## Exercise
Copy each line exactly. Leave nothing out.

--- start Listing ---

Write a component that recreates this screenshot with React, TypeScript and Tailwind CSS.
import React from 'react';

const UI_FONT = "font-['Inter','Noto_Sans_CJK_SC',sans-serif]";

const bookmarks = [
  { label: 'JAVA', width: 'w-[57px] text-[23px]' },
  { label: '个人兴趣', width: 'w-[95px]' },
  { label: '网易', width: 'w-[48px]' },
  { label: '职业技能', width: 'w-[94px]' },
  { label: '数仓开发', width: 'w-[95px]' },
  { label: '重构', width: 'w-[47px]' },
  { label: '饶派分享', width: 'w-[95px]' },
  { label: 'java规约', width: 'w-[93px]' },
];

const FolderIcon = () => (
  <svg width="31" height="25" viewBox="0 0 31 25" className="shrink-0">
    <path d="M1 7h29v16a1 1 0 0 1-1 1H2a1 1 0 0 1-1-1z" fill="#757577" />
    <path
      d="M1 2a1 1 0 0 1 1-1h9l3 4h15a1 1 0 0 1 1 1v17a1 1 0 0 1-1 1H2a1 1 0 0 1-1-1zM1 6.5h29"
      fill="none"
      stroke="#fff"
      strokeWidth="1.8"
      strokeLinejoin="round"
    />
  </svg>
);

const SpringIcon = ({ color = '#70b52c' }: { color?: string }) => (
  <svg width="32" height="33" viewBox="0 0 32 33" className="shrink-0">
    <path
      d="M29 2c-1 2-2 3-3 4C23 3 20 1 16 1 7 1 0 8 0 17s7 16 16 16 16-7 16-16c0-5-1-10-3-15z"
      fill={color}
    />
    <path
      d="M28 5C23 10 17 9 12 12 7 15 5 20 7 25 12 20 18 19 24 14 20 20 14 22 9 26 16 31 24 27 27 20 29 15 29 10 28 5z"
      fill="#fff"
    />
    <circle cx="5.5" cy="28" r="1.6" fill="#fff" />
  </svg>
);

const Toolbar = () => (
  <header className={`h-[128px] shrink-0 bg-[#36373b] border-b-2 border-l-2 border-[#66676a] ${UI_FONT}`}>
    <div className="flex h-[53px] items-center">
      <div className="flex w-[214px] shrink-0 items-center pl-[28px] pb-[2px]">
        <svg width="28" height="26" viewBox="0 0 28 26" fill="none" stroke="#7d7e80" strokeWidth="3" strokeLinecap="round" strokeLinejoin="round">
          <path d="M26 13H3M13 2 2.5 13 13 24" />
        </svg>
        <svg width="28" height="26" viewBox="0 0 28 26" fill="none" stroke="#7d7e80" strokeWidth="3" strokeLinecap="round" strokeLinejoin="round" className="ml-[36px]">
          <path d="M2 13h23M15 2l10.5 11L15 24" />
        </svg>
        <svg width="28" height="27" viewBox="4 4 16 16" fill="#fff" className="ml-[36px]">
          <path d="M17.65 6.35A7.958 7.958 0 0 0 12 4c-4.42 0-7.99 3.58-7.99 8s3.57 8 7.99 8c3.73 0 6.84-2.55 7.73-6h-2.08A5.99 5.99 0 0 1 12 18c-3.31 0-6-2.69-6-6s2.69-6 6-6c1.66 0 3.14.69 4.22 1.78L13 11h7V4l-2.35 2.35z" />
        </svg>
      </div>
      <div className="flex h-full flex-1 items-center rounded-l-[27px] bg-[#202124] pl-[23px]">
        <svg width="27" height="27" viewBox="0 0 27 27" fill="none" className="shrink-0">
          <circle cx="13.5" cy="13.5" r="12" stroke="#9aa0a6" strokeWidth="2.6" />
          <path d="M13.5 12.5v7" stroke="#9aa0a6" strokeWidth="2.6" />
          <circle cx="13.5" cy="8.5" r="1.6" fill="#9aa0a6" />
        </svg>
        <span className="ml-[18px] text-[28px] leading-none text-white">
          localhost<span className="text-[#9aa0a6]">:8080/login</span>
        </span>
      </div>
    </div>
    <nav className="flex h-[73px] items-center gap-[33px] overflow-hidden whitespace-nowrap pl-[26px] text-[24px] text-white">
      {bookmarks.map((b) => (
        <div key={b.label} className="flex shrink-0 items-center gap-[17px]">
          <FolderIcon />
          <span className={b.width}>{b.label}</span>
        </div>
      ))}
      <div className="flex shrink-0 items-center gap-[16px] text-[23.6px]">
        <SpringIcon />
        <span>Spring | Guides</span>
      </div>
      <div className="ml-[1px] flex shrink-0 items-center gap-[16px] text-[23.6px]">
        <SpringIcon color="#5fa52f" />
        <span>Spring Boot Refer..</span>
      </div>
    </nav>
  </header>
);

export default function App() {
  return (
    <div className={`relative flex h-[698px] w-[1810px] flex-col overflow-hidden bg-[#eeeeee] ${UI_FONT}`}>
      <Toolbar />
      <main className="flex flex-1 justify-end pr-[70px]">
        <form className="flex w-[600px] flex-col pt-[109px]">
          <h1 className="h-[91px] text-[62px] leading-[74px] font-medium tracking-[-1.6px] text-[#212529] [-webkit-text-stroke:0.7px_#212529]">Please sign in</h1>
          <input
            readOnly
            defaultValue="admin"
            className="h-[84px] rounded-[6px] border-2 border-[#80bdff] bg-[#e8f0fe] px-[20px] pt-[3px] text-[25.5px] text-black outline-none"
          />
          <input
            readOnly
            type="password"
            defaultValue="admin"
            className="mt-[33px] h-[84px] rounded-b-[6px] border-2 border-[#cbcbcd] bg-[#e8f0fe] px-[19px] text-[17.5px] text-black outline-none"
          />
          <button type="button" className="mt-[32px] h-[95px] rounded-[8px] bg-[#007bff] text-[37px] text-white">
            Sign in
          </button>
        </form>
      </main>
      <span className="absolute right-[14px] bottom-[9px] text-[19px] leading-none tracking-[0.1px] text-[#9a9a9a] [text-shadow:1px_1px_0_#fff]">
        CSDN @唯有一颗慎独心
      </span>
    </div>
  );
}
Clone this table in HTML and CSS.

--- end Listing ---

## Result of this exercise
Write a component that recreates this screenshot with React, TypeScript and Tailwind CSS.
import React from 'react';

const UI_FONT = "font-['Inter','Noto_Sans_CJK_SC',sans-serif]";

const bookmarks = [
  { label: 'JAVA', width: 'w-[57px] text-[23px]' },
  { label: '个人兴趣', width: 'w-[95px]' },
  { label: '网易', width: 'w-[48px]' },
  { label: '职业技能', width: 'w-[94px]' },
  { label: '数仓开发', width: 'w-[95px]' },
  { label: '重构', width: 'w-[47px]' },
  { label: '饶派分享', width: 'w-[95px]' },
  { label: 'java规约', width: 'w-[93px]' },
];

const FolderIcon = () => (
  <svg width="31" height="25" viewBox="0 0 31 25" className="shrink-0">
    <path d="M1 7h29v16a1 1 0 0 1-1 1H2a1 1 0 0 1-1-1z" fill="#757577" />
    <path
      d="M1 2a1 1 0 0 1 1-1h9l3 4h15a1 1 0 0 1 1 1v17a1 1 0 0 1-1 1H2a1 1 0 0 1-1-1zM1 6.5h29"
      fill="none"
      stroke="#fff"
      strokeWidth="1.8"
      strokeLinejoin="round"
    />
  </svg>
);

const SpringIcon = ({ color = '#70b52c' }: { color?: string }) => (
  <svg width="32" height="33" viewBox="0 0 32 33" className="shrink-0">
    <path
      d="M29 2c-1 2-2 3-3 4C23 3 20 1 16 1 7 1 0 8 0 17s7 16 16 16 16-7 16-16c0-5-1-10-3-15z"
      fill={color}
    />
    <path
      d="M28 5C23 10 17 9 12 12 7 15 5 20 7 25 12 20 18 19 24 14 20 20 14 22 9 26 16 31 24 27 27 20 29 15 29 10 28 5z"
      fill="#fff"
    />
    <circle cx="5.5" cy="28" r="1.6" fill="#fff" />
  </svg>
);

const Toolbar = () => (
  <header className={`h-[128px] shrink-0 bg-[#36373b] border-b-2 border-l-2 border-[#66676a] ${UI_FONT}`}>
    <div className="flex h-[53px] items-center">
      <div className="flex w-[214px] shrink-0 items-center pl-[28px] pb-[2px]">
        <svg width="28" height="26" viewBox="0 0 28 26" fill="none" stroke="#7d7e80" strokeWidth="3" strokeLinecap="round" strokeLinejoin="round">
          <path d="M26 13H3M13 2 2.5 13 13 24" />
        </svg>
        <svg width="28" height="26" viewBox="0 0 28 26" fill="none" stroke="#7d7e80" strokeWidth="3" strokeLinecap="round" strokeLinejoin="round" className="ml-[36px]">
          <path d="M2 13h23M15 2l10.5 11L15 24" />
        </svg>
        <svg width="28" height="27" viewBox="4 4 16 16" fill="#fff" className="ml-[36px]">
          <path d="M17.65 6.35A7.958 7.958 0 0 0 12 4c-4.42 0-7.99 3.58-7.99 8s3.57 8 7.99 8c3.73 0 6.84-2.55 7.73-6h-2.08A5.99 5.99 0 0 1 12 18c-3.31 0-6-2.69-6-6s2.69-6 6-6c1.66 0 3.14.69 4.22 1.78L13 11h7V4l-2.35 2.35z" />
        </svg>
      </div>
      <div className="flex h-full flex-1 items-center rounded-l-[27px] bg-[#202124] pl-[23px]">
        <svg width="27" height="27" viewBox="0 0 27 27" fill="none" className="shrink-0">
          <circle cx="13.5" cy="13.5" r="12" stroke="#9aa0a6" strokeWidth="2.6" />
          <path d="M13.5 12.5v7" stroke="#9aa0a6" strokeWidth="2.6" />
          <circle cx="13.5" cy="8.5" r="1.6" fill="#9aa0a6" />
        </svg>
        <span className="ml-[18px] text-[28px] leading-none text-white">
          localhost<span className="text-[#9aa0a6]">:8080/login</span>
        </span>
      </div>
    </div>
    <nav className="flex h-[73px] items-center gap-[33px] overflow-hidden whitespace-nowrap pl-[26px] text-[24px] text-white">
      {bookmarks.map((b) => (
        <div key={b.label} className="flex shrink-0 items-center gap-[17px]">
          <FolderIcon />
          <span className={b.width}>{b.label}</span>
        </div>
      ))}
      <div className="flex shrink-0 items-center gap-[16px] text-[23.6px]">
        <SpringIcon />
        <span>Spring | Guides</span>
      </div>
      <div className="ml-[1px] flex shrink-0 items-center gap-[16px] text-[23.6px]">
        <SpringIcon color="#5fa52f" />
        <span>Spring Boot Refer..</span>
      </div>
    </nav>
  </header>
);

export default function App() {
  return (
    <div className={`relative flex h-[698px] w-[1810px] flex-col overflow-hidden bg-[#eeeeee] ${UI_FONT}`}>
      <Toolbar />
      <main className="flex flex-1 justify-end pr-[70px]">
        <form className="flex w-[600px] flex-col pt-[109px]">
          <h1 className="h-[91px] text-[62px] leading-[74px] font-medium tracking-[-1.6px] text-[#212529] [-webkit-text-stroke:0.7px_#212529]">Please sign in</h1>
          <input
            readOnly
            defaultValue="admin"
            className="h-[84px] rounded-[6px] border-2 border-[#80bdff] bg-[#e8f0fe] px-[20px] pt-[3px] text-[25.5px] text-black outline-none"
          />
          <input
            readOnly
            type="password"
            defaultValue="admin"
            className="mt-[33px] h-[84px] rounded-b-[6px] border-2 border-[#cbcbcd] bg-[#e8f0fe] px-[19px] text-[17.5px] text-black outline-none"
          />
          <button type="button" className="mt-[32px] h-[95px] rounded-[8px] bg-[#007bff] text-[37px] text-white">
            Sign in
          </button>
        </form>
      </main>
      <span className="absolute right-[14px] bottom-[9px] text-[19px] leading-none tracking-[0.1px] text-[#9a9a9a] [text-shadow:1px_1px_0_#fff]">
        CSDN @唯有一颗慎独心
      </span>
    </div>
  );
}
Clone this table in HTML and CSS.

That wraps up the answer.